I liked Shawn, a big, kind-hearted kid. But I wasn't sure that he was going to make it to graduation. There were just too many pressures and too few role models. He needed to work long hours after school to make money. His family was supportive, but his father and two of his siblings had dropped out before him and were making decent money burying fiber-optic cable. It would have been all too easy for him to join them.

Where so many others would have given up and given in, however, Shawn found just enough cussedness to will himself to the finish. He graduated in December — months before he thought he'd be able to — after playing an aggressive game of academic catch-up.

"I was kind of doubting that I'd do it sometimes," he says. "But I just kept working hard. My main goal was to finish in 2006, and near the end, all the principals were excited. They couldn't believe how quickly I got it done."

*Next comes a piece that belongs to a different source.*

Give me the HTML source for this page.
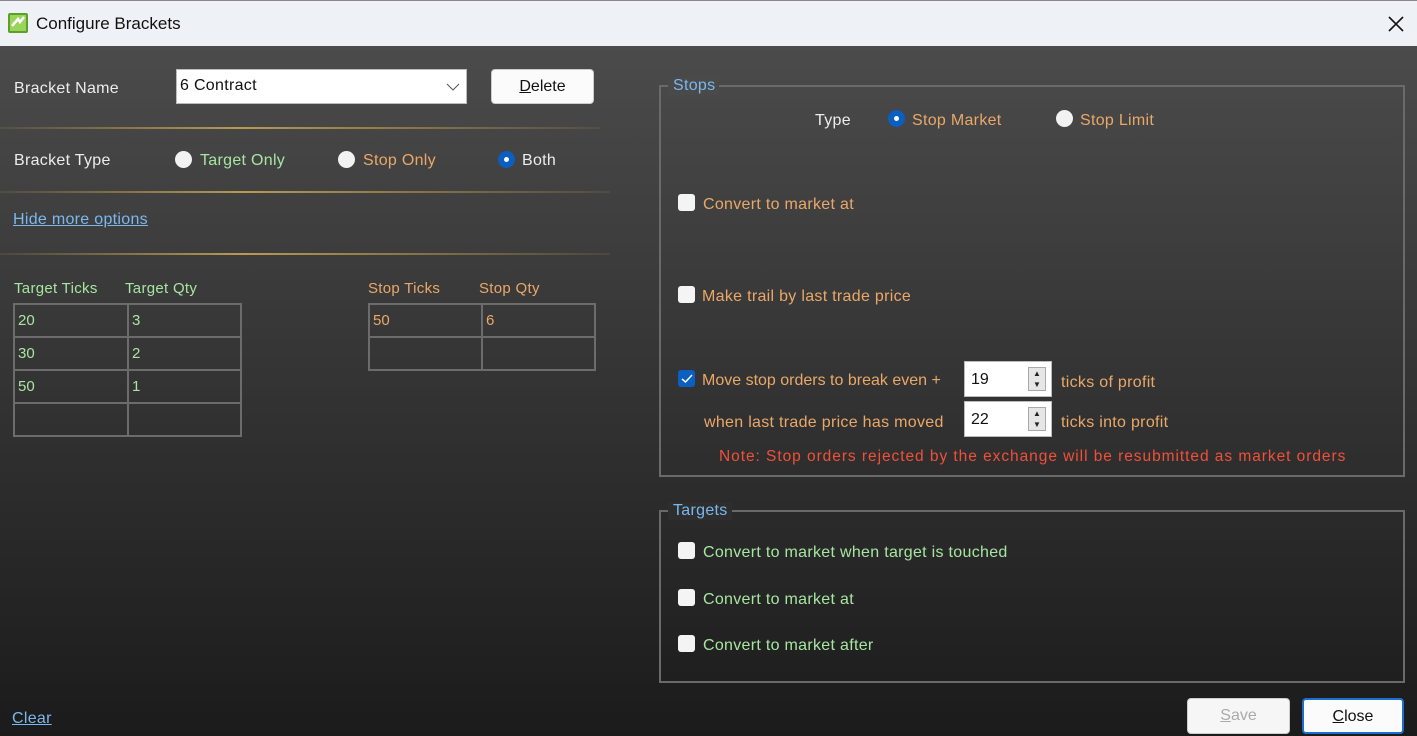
<!DOCTYPE html>
<html><head><meta charset="utf-8"><style>
*{margin:0;padding:0;box-sizing:border-box}
body{width:1417px;height:736px;overflow:hidden;font-family:"Liberation Sans","DejaVu Sans",sans-serif;font-size:16px;position:relative;background:#2a2a2a}
.tb{position:absolute;left:0;top:0;width:1417px;height:46px;background:#eef2f6;border-top:1px solid #888}
.main{position:absolute;left:0;top:46px;width:1417px;height:690px;background:linear-gradient(#4b4b4b,#1b1b1b)}
.t{position:absolute;line-height:18px;white-space:nowrap;margin-top:1px;letter-spacing:0.3px}
.w{color:#ececec}.g{color:#a6e6a0}.o{color:#eaa868}.b{color:#7ab8ee}.r{color:#f0503a}
.rad{position:absolute;width:17px;height:17px;border-radius:50%;background:#f2f2f2}
.rad.on{background:#0a5fc0}.rad.on::after{content:"";position:absolute;left:6px;top:6px;width:5px;height:5px;border-radius:50%;background:#fff}
.cb{position:absolute;width:17px;height:17px;border-radius:3px;background:#f4f4f4}
.cb.on{background:#0a5fc0}
.line{position:absolute;left:0;height:2px;background:linear-gradient(90deg,rgba(200,170,80,.1),#b89a50 40%,rgba(200,170,80,.1))}
table{position:absolute;border-collapse:collapse}
td{border:2px solid #6c6c6c;height:33px;font-size:15px;padding:0 3px;vertical-align:middle}
.box{position:absolute;border:2px solid #6a6a6a}
.btn{position:absolute;background:#fbfbfb;border:1px solid #ccc;border-radius:4px;text-align:center;color:#111;font-size:16px}
.spin{position:absolute;width:88px;height:36px;background:#fff;border:1px solid #bbb}
.spin span{position:absolute;left:6px;top:9px;color:#111;font-size:16px}
.spin i{position:absolute;right:5px;top:5px;width:18px;height:24px;background:#e6e6e6;border:1px solid #aaa;font-style:normal;font-size:8px;line-height:11px;text-align:center;color:#222}
</style></head><body>
<div class="tb">
<svg style="position:absolute;left:7px;top:11px" width="22" height="22" viewBox="0 0 22 22"><rect x="1" y="1" width="20" height="20" rx="2" fill="#5aa02a"/><rect x="3" y="3" width="16" height="16" fill="#9ad45a"/><path d="M5 14 L11 7 L13 10 L17 5" stroke="#fff" stroke-width="2.5" fill="none"/></svg>
<div class="t" style="left:36px;top:13px;color:#111;font-size:17px;letter-spacing:0">Configure Brackets</div>
<svg style="position:absolute;left:1387px;top:14px" width="18" height="18"><path d="M2 2L16 16M16 2L2 16" stroke="#111" stroke-width="1.6"/></svg>
</div>
<div class="main"></div>
<div class="t w" style="left:14px;top:79px">Bracket Name</div>
<div style="position:absolute;left:176px;top:69px;width:291px;height:35px;background:#fff;border:1px solid #bbb"></div>
<div class="t" style="left:180px;top:76px;color:#111">6 Contract</div>
<svg style="position:absolute;left:446px;top:82px" width="14" height="10"><path d="M1 2L7 8L13 2" stroke="#555" fill="none"/></svg>
<div class="btn" style="left:491px;top:69px;width:103px;height:35px;line-height:34px"><u>D</u>elete</div>
<div class="line" style="top:127px;width:600px"></div>
<div class="t w" style="left:14px;top:151px">Bracket Type</div>
<div class="rad" style="left:175px;top:151px"></div><div class="t g" style="left:200px;top:151px">Target Only</div>
<div class="rad" style="left:338px;top:151px"></div><div class="t o" style="left:363px;top:151px">Stop Only</div>
<div class="rad on" style="left:498px;top:151px"></div><div class="t w" style="left:522px;top:151px">Both</div>
<div class="line" style="top:191px;width:610px"></div>
<div class="t b" style="left:13px;top:210px;text-decoration:underline">Hide more options</div>
<div class="line" style="top:253px;width:610px"></div>
<div class="t g" style="left:14px;top:279px;font-size:15px">Target Ticks</div>
<div class="t g" style="left:125px;top:279px;font-size:15px">Target Qty</div>
<div class="t o" style="left:368px;top:279px;font-size:15px">Stop Ticks</div>
<div class="t o" style="left:479px;top:279px;font-size:15px">Stop Qty</div>
<table class="g" style="left:13px;top:303px;width:229px"><tr><td style="width:114px">20</td><td>3</td></tr><tr><td>30</td><td>2</td></tr><tr><td>50</td><td>1</td></tr><tr><td></td><td></td></tr></table>
<table class="o" style="left:368px;top:303px;width:228px"><tr><td style="width:113px">50</td><td>6</td></tr><tr><td></td><td></td></tr></table>
<div class="t b" style="left:12px;top:709px;text-decoration:underline">Clear</div>

<div class="box" style="left:659px;top:85px;width:746px;height:392px"></div>
<div class="t b" style="left:668px;top:76px;background:#4a4a4a;padding:0 4px 0 5px">Stops</div>
<div class="t w" style="left:815px;top:111px">Type</div>
<div class="rad on" style="left:888px;top:110px"></div><div class="t o" style="left:912px;top:111px">Stop Market</div>
<div class="rad" style="left:1056px;top:110px"></div><div class="t o" style="left:1080px;top:111px">Stop Limit</div>
<div class="cb" style="left:678px;top:194px"></div><div class="t o" style="left:703px;top:195px">Convert to market at</div>
<div class="cb" style="left:678px;top:286px"></div><div class="t o" style="left:702px;top:287px">Make trail by last trade price</div>
<div class="cb on" style="left:678px;top:370px"></div>
<svg style="position:absolute;left:681px;top:374px" width="12" height="10"><path d="M1 5L4.5 8L11 1" stroke="#fff" stroke-width="1.5" fill="none"/></svg>
<div class="t o" style="left:702px;top:371px;letter-spacing:0">Move stop orders to break even +</div>
<div class="spin" style="left:964px;top:361px"><span>19</span><i>▲<br>▼</i></div>
<div class="t o" style="left:1061px;top:373px">ticks of profit</div>
<div class="t o" style="left:704px;top:413px">when last trade price has moved</div>
<div class="spin" style="left:964px;top:401px"><span>22</span><i>▲<br>▼</i></div>
<div class="t o" style="left:1061px;top:413px">ticks into profit</div>
<div class="t r" style="left:719px;top:447px;font-size:15.5px;letter-spacing:0.95px">Note: Stop orders rejected by the exchange will be resubmitted as market orders</div>

<div class="box" style="left:659px;top:510px;width:746px;height:173px"></div>
<div class="t b" style="left:668px;top:501px;background:#2e2e2e;padding:0 4px 0 5px">Targets</div>
<div class="cb" style="left:678px;top:542px"></div><div class="t g" style="left:703px;top:543px">Convert to market when target is touched</div>
<div class="cb" style="left:678px;top:589px"></div><div class="t g" style="left:703px;top:590px">Convert to market at</div>
<div class="cb" style="left:678px;top:635px"></div><div class="t g" style="left:703px;top:636px">Convert to market after</div>

<div class="btn" style="left:1187px;top:698px;width:103px;height:36px;line-height:34px;color:#aaa;background:#f6f6f6"><u>S</u>ave</div>
<div class="btn" style="left:1302px;top:698px;width:102px;height:36px;line-height:33px;border:2px solid #1a6fd0"><u>C</u>lose</div>
</body></html>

Shelbyville was the recipient of an odd sort of national attention last spring as both TIME and the Oprah Winfrey Show used the town and its high dropout rate as a vehicle for discussing the larger national crisis — around 30% of all students around the country drop out. Shelbyville was picked not because it had higher rates than everywhere else, but because it was one of the few districts that was actually talking about the problem and trying to do something it.

That talk, says Superintendent David Adams, has led to action. "The attention has allowed us to try things that we wouldn't have tried before," he says. Indeed, Shawn's turnaround is due in part to aggressive new strategies that Shelbyville schools are using to keep kids like Shawn on the right path. They've brought their credit recovery program into the digital era, adopting NovaNET, an online software program that Shawn was able to run through at his own pace and on his own schedule. The high school also opened a separate Student Achievement Center, located at a local college, for kids who have fallen behind and would be older than their classmates. Shawn wasn't one of the 30 students enrolled at the center, but reaching out to older kids who for a variety of social and academic reasons don't thrive in high schools is a crucial first step in lowering the dropout rate.

The district is also looking at possibly starting the high school day at least an hour later, because research shows that teenagers just aren't ready to learn at 7:30 a.m. Grades K-3 are getting a curriculum review to ensure that kids don't fall behind at the beginning of their school career. Next August, the district will introduce a program that allows kids who have been suspended or expelled to continue working toward their diploma.

"We don't really necessarily have all the answers," says Shelbyville High principal Tom Zobel. "But we are working on getting them."

As for Shawn, graduating has had immediate benefits. He went to the high school to request an early copy of his diploma so he could show it off at Christmas. And his parents threw him a graduation party at Shelbyville Community Church, where he landed not only about $350 in gifts, but also a promise from his dad to pick up half the car payments on Shawn's '99 Grand Prix GT. Even better was the fact that Shawn got hired to lay cable with his father and older brother, at a pay rate — $15 an hour — that was much higher than what his brother, who had dropped out of high school, had started at. With his diploma, he's also eligible for further technical training that can eventually place him in a very comfortable middle-class tax bracket.

His perseverance is inspiring those closest to him, as well. On Monday, his older sister started classes to get her GED. Shawn thinks his brother will likely follow suit. "Yeah," says Shawn. "This feels pretty good."